Prometheus remote write mode allows you to send metrics directly to a Prometheus server. The server has to be configured to use remote write first. Remote write is used for a couple of use-cases:
- Agent-mode Prometheus deployments – for example, monitoring Linux servers without exposing HTTP endpoints.
- Open Telemetry – for example, using the Prometheus Open Telemetry exporter, to write metrics directly to a Prometheus server.
- Custom monitoring solutions – for example, if you want to monitor an API or something that doesn’t support Prometheus, you can write a custom exporter that will build a custom payload that adheres to the Prometheus remote write standard and can write to a remote Prometheus Server
As you’d expect, there are a few drawbacks to using remote write mode as well, and they are:
- Remote write is typically less supported than scraping, for example, I don’t believe the Windows exporter supports remote write just yet.
- Your client server will need to be authenticated with the remote Prometheus server. Ideally, you want some form of complex authentication such as IAM, requiring SigV4 authentication.
Using remote write can simplify your Prometheus deployment in other ways, though. Firstly, you don’t need to implement service discovery for Prometheus, and secondly, you don’t have to configure your servers to expose an HTTP endpoint.
Let’s take a look at an example of a remote write configuration.
global:
scrape_interval: 15s
evaluation_interval: 15s
# we still want the local prometheus server metrics
scrape_configs:
- job_name: "prometheus"
static_configs:
- targets: [
"localhost:9090",
"localhost:9100"
]
remote_write:
- url: # our URL
sigv4:
region: ap-southeast-2
queue_config:
capacity: 2500
max_shards: 200
min_shards: 1
max_samples_per_send: 1000
The above configuration will configure a local Prometheus server to send it’s metrics to Amazon Managed Prometheus.
Open Source vs AWS Prometheus
We’ve just covered what Prometheus is and how to configure it, let’s go over the differences between the open-source version of Prometheus and the AWS version. There’s not many.
Difference | Amazon Managed Prometheus | Open Source Prometheus |
Hosting | Hosted by AWS | Hosted by you, could be in AWS or on-premises |
Retention Period | Deleted after 150-days | Configurable by you |
Authentication | AWS IAM (Sigv4) | Configurable by you |
Data Storage | Abstracted, you have no control over it | Configurable data store |
Alert Manager | Yes | Yes |
Modes Supported | Remote write and scraping | Remote write and scraping |
As you can see, there’s no really a whole lot of differences. Personally, I think the benefits of having Prometheus managed by AWS outweigh the extra control you have with the self-hosted version. Remember, that it is possible to use both open source and managed Prometheus together.
Setting up an AMP Workspace
1. Navigate to the Amazon Prometheus Service in the AWS Console
2. Click ‘create’
3. Enter your workspace alias and any tags
4. Click ‘create workspace’
That’s all you need, you’ve setup your workspace, now you can start ingesting data.
Configuration Patterns
There are a few possible usage patterns you can utilise with Amazon Prometheus. We’ll discuss:
- Writing directly to AMP in agent mode
- Remote writing from Prometheus
- Writing directly into AMP using Lambda (best of both worlds)

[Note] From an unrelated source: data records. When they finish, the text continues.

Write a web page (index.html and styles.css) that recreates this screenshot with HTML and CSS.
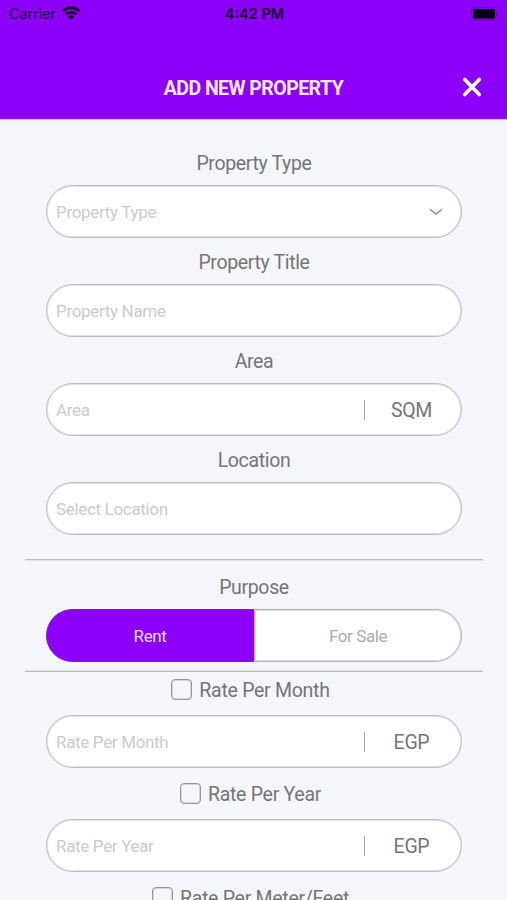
FILE: index.html
```html
<!DOCTYPE html>
<html lang="en">
<head>
<meta charset="utf-8">
<title>Add New Property</title>
<link rel="stylesheet" href="styles.css">
</head>
<body>
<header class="header">
  <div class="status">
    <div class="carrier"><span>Carrier</span>
      <svg width="18" height="14" viewBox="0 0 18 14" fill="none" stroke="#16002b" stroke-width="2.9"><path d="M.9 5.2C5.5.6 12.5.6 17.1 5.2M3.9 8.4C6.8 5.6 11.2 5.6 14.1 8.4"/><path d="M5.8 10.6Q9 8 12.2 10.6L9 13.7Z" fill="#16002b" stroke="none"/></svg>
    </div>
    <span class="time">4:42 PM</span>
    <svg class="battery" width="29" height="14" viewBox="0 0 29 14"><rect x=".7" y=".7" width="24.6" height="12.2" rx="3.3" fill="none" stroke="#6500b5"/><rect x="2" y="2" width="22" height="9.6" rx="1.8" fill="#000"/><path d="M26.8 4.8q2 2 0 4z" fill="#6500b5"/></svg>
  </div>
  <div class="titlebar">
    <h1>ADD NEW PROPERTY</h1>
    <svg class="close" width="20" height="20" viewBox="0 0 20 20" fill="none" stroke="#fff" stroke-width="3.6" stroke-linecap="round"><path d="M2.8 2.5l14.4 15M17.2 2.5l-14.4 15"/></svg>
  </div>
</header>
<main class="form">
  <div class="label">Property Type</div>
  <div class="field"><span class="hint">Property Type</span>
    <svg class="chevron" width="14" height="8" viewBox="0 0 14 8" fill="none" stroke="#a0a0a0" stroke-width="1.8" stroke-linecap="round" stroke-linejoin="round"><path d="M1.5 1.8L7 6l5.5-4.2"/></svg>
  </div>
  <div class="label">Property Title</div>
  <div class="field"><span class="hint">Property Name</span></div>
  <div class="label">Area</div>
  <div class="field"><span class="hint">Area</span><span class="unit">SQM</span></div>
  <div class="label">Location</div>
  <div class="field"><span class="hint">Select Location</span></div>
  <section class="purpose">
    <div class="label">Purpose</div>
    <div class="toggle"><div class="option active">Rent</div><div class="option">For Sale</div></div>
  </section>
  <label class="check month"><i class="box"></i><span>Rate Per Month</span></label>
  <div class="field"><span class="hint">Rate Per Month</span><span class="unit">EGP</span></div>
  <label class="check"><i class="box"></i><span>Rate Per Year</span></label>
  <div class="field"><span class="hint">Rate Per Year</span><span class="unit">EGP</span></div>
  <label class="check"><i class="box"></i><span>Rate Per Meter/Feet</span></label>
</main>
</body>
</html>
```
FILE: styles.css
```css
* { box-sizing: border-box; }
body {
  margin: 0;
  height: 900px;
  overflow: hidden;
  background: #f5f6fb;
  color: #757577;
  font-family: Roboto, sans-serif;
}
.header { height: 119px; background: #8c00fa; box-shadow: 0 1px #d9b8fb; }
.status {
  display: grid;
  grid-template-columns: 1fr auto 1fr;
  align-items: center;
  height: 27px;
  padding: 0 7px 0 9px;
  color: #25004a;
  font: 14.5px/27px Inter, sans-serif;
}
.carrier { display: flex; align-items: center; gap: 6px; letter-spacing: -.1px; }
.carrier svg { margin-top: -2px; }
.time { font-weight: 600; color: #18002e; }
.battery { justify-self: end; }
.titlebar {
  display: grid;
  grid-template-columns: 1fr auto 1fr;
  align-items: center;
  height: 92px;
  padding: 28px 25px 0 25px;
}
h1 {
  grid-column: 2;
  margin: 3px 0 0;
  color: #f4e6ff;
  font-size: 19.5px;
  font-weight: 700;
  letter-spacing: -.55px;
  line-height: 30px;
}
.close { justify-self: end; }
.form { padding: 20px 45px 0 46px; }
.label {
  height: 46px;
  font-size: 19.5px;
  letter-spacing: -.35px;
  line-height: 49px;
  text-align: center;
}
.field {
  display: flex;
  align-items: center;
  justify-content: space-between;
  height: 53px;
  padding-left: 9px;
  border: 1px solid #bbbbbd;
  border-radius: 27px;
  background: #fff;
  box-shadow: inset 0 0 0 1px #e3e3e4;
}
.hint { color: #cbcbcc; font-size: 17px; letter-spacing: -.33px; }
.chevron { margin-right: 18px; }
.unit {
  width: 97px;
  height: 20px;
  padding-right: 3px;
  border-left: 1px solid #aaa;
  font-size: 19.5px;
  letter-spacing: -.3px;
  line-height: 21px;
  text-align: center;
}
.purpose {
  height: 113px;
  margin: 24px -21px 0;
  padding: 0 21px;
  border-top: 1px solid #bcbcc0;
  border-bottom: 1px solid #bcbcc0;
  box-shadow: inset 0 1px #e2e3e7, inset 0 -1px #e2e3e7;
}
.purpose .label { height: 49px; line-height: 56px; }
.toggle { display: flex; height: 53px; }
.option {
  flex: 1;
  border: 1px solid #b3b3b5;
  border-radius: 0 27px 27px 0;
  background: #fff;
  box-shadow: inset 0 0 0 1px #dedee0;
  color: #aaa;
  font-size: 17px;
  letter-spacing: -.4px;
  line-height: 52px;
  text-align: center;
}
.active {
  border-color: #8c00fa;
  border-radius: 27px 0 0 27px;
  background: #8c00fa;
  box-shadow: none;
  color: #f0d9ff;
}
.check {
  display: flex;
  align-items: center;
  justify-content: center;
  gap: 7px;
  height: 51px;
  padding-right: 7px;
  font-size: 19.5px;
  letter-spacing: -.28px;
}
.check span { padding-top: 2px; }
.month { height: 43px; padding-bottom: 8px; }
.box {
  width: 21px;
  height: 21px;
  border: 1px solid #98989b;
  border-radius: 4px;
  box-shadow: inset 0 0 0 1px #d5d5d9;
}
```
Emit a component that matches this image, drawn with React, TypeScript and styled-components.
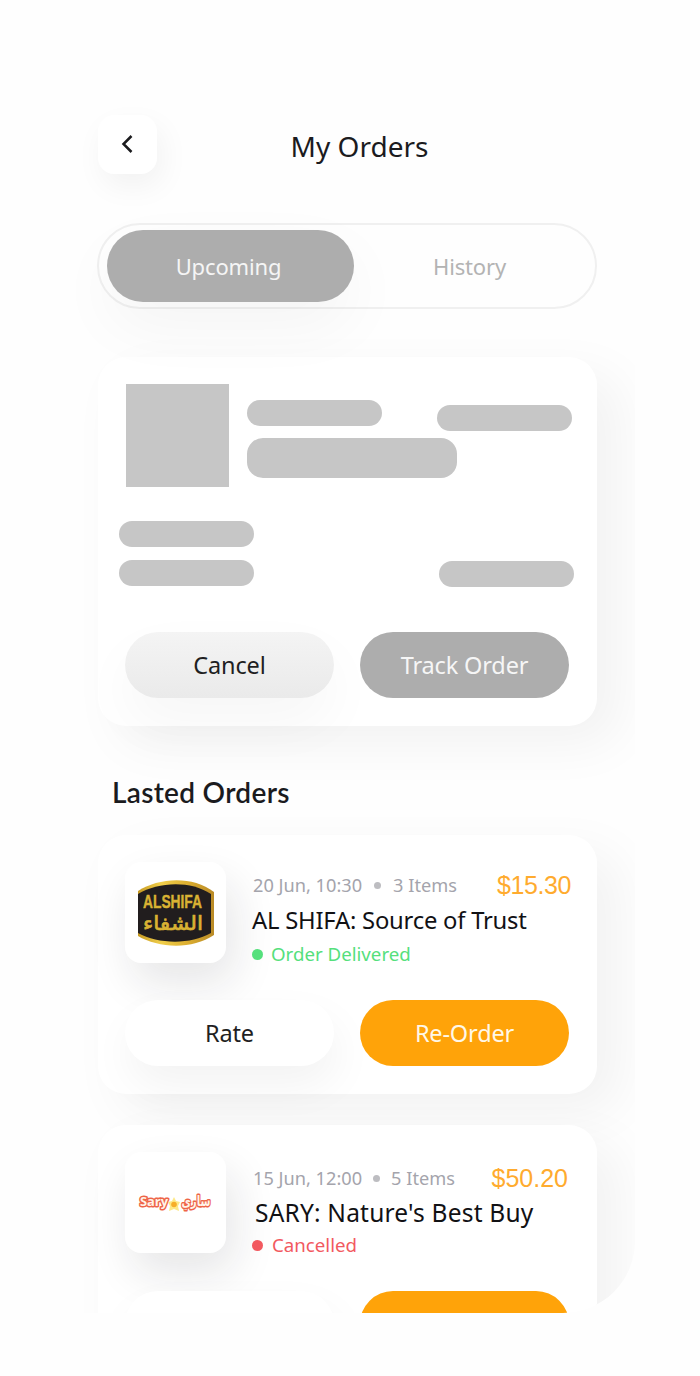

Write directly to AMP in agent mode
The simplest way to utilise AMP is to write directly to it. The benefits of course are simplicity and security, although as I raised earlier, remote write is still gaining support.
It’s important to know the AWS services that work well with AMP out of the box such as EKS. So, you might use AMP in this configuration with EKS as well.
Remote write from Prometheus
If you have a specific workload that you need to scrape, you can set-up an intermediary Prometheus server to scrape data from your workload and then remote write it directly into Prometheus.
You might view this as a reason to ditch AMP and go with open source Prometheus, but AMP still has benefits here:
- You don’t have to worry about data retention in your intermediary Prometheus server, AMP still stores the data, your server just caches.
- Still a simpler deployment because you limit the use of open source Prometheus.
Writing directly into AMP using Lambda
If you have the time to invest, you can write Lambda functions to scrape APIs (including custom AWS scripts) and your workloads that still need to be scraped. Your lambda functions can then write this data directly into AMP using the remote write protocol.
There are, of course, some obvious downsides of this approach:
- Writing the lambda can be complex, especially initially, there are some libraries that can help you (e.g. Open Telemetry Exporters) but generally, with Lambda, you’re own your own and might have to implement your own library.
I consider this, though, to be the best way to get maximum observability because there are many APIs that you might want to scrape and organise the data into meaningful metrics that you want to visualise. For example, you might want to write complex functions to calculate your spend with more depth that AWS provides out of the box, you can do that using lambda functions that write directly to Prometheus
Visualising Your Metrics in AWS Grafana
Since AMG and AMP are both AWS services, they integrate nicely, making it easy to visualise your AMP metrics.
Simply add AMP as a data source by navigating to AWS > Datasources
Provided you’ve configured Grafana with a role it can use to authenticate with AMP, then it will be able to access it seamlessly using Sigv4 authentication.
And that’s it! you can now visualise those metrics. Here are a couple of examples of dashboards I populated in my lab.
In the above example, we’ve got Windows metrics on the left and Linux metrics on the right. Super easy!
Closing notes
I hope this helped you to set-up AMP in your environment. It’s not comprehensive but should have given you a brief overview of how you can use AMP to achieve some pretty meaningful results, and at least given you something to think about in your next rearchitecture.